The brutal assassination of Turning Point USA founder Charlie Kirk stunned the nation and exposed the dangerous consequences of political radicalization. Utah prosecutors quickly charged 22-year-old Tyler Robinson with aggravated murder and related counts, and state officials announced they intend to seek the death penalty as investigators piece together motive and evidence. The facts are ugly, and they demand an honest accounting instead of reflexive hand-wringing.
As early reporting indicated, authorities and the governor noted that the suspect had expressed increasingly extreme views and that social media and engraved ammunition recovered at the scene raised troubling questions about ideological motive. Law enforcement cautioned the public that the investigation is ongoing even as pundits and partisans rushed to declare certainty. Americans deserve the full truth from investigators, not spinning from those who profit by stoking division.
What should have been solemn national mourning instead became a new battleground for the liberal media’s favorite game: both-sides-ism. Networks and commentators tried to paper over the political coloring of the attack by insisting on equivalence, even while evidence pointed toward an attacker radicalized against conservative ideas. That kind of moral equivalence is not even-handed — it’s enabling; it excuses political violence by pretending all ideas are equally culpable.

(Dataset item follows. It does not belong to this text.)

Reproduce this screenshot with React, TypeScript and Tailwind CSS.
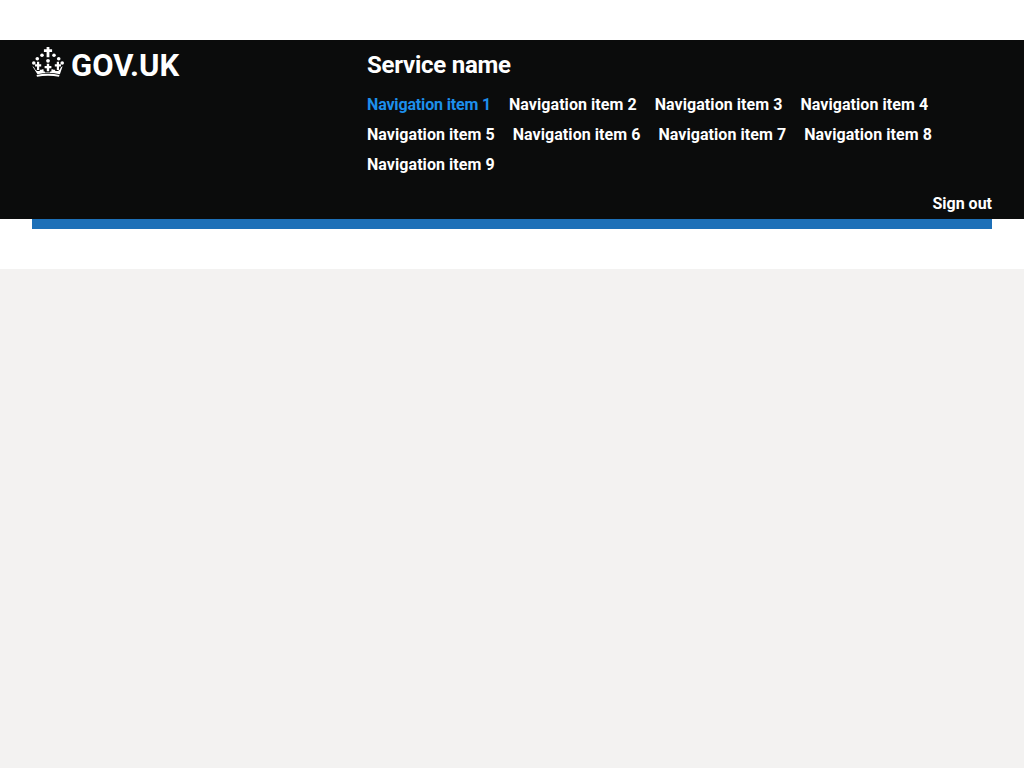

Kari Lake, appearing on Rob Schmitt Tonight and speaking at vigils for Kirk, refused to let the narrative be sanitized. She mourned a friend and warned that left-leaning institutions and campus indoctrination are contributing to the radicalization of young men who then feel justified to commit murder. Critics pounced, of course, but Lake’s anger resonates because too many in elite media treat left-wing extremism as a mere abstract problem while reflexively excusing it.
Conservatives are right to demand accountability from the press and from social platforms that amplify poisonous ideology, but we must also insist that law enforcement follow the facts wherever they lead. Federal officials have urged caution about hasty labels while evidence continues to be gathered, a prudent stance that should not be mistaken for moral equivalence. We can and must call out media hypocrisy while still supporting a thorough, apolitical investigation.
Prosecutors pursuing the harshest penalties is not revenge; it is the rule of law answering a crime that shattered a family and a movement that gave millions of young people a reason to engage in civic life. If the facts show ideological motive, then we must not pretend otherwise — we must dismantle the networks and rhetoric that normalize violence and hold those responsible to the full measure of justice. The American system depends on consequences, not applause for ambiguity.
This moment is a test: will we allow the elites to paper over violence when it suits their narrative, or will we stand firm for truth and accountability? Liberty-loving Americans should demand both — that investigators get the facts and that the press stop shielding one side while excoriating the other. We honor Charlie Kirk best by refusing to let his death become a cudgel for media double standards and by rebuilding a civic culture where persuasion, not murder, decides our disputes.